If anybody in Ghana or Africa should ponder deeply and critically on the direction or how to grow a more sustainable democracy in Africa that reflects Africa’s histories, experiences, cultural traditions and norms, that person, perhaps, should be former Ghanaian President, Flt. Lt (rtd) Jerry Rawlings.

At 32 years old, Rawlings was embroiled in the turbulent Ghanaian politics that saw him not nearly being executed but also being part of the most violent era of Ghana’s history – in 1979 (June to September) junior officers, who made Rawlings their leader, staged an “uprising” and later “military housecleaning” that saw the consequent executions of former military junta Heads of State - Gen. Akwasi Afrifa of the National Liberation Council; Gen. Kutu Acheampong and some of his associates of the National Redemption Council; and Gen. F. W. Akuffo and other leading members of the Supreme Military Council.
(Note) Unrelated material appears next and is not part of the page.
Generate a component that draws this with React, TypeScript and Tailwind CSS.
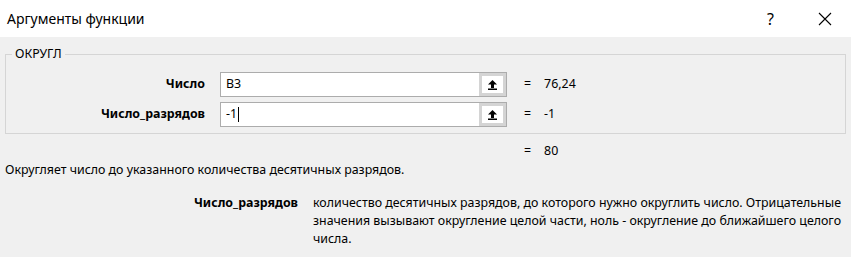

That’s a big experience for a young man to go through but Rawlings swam through all the same, seeing him rule Ghana for almost 20 years. Despite his rough start, particularly in grasping the nuances of the forming Ghanaian political culture, Rawlings revealed his current insight about Africa’s democratic challenges in Abuja, Nigeria at the 5th Annual Trust Dialogue, organized by Media Trust Ltd. publishers of the Daily Trust.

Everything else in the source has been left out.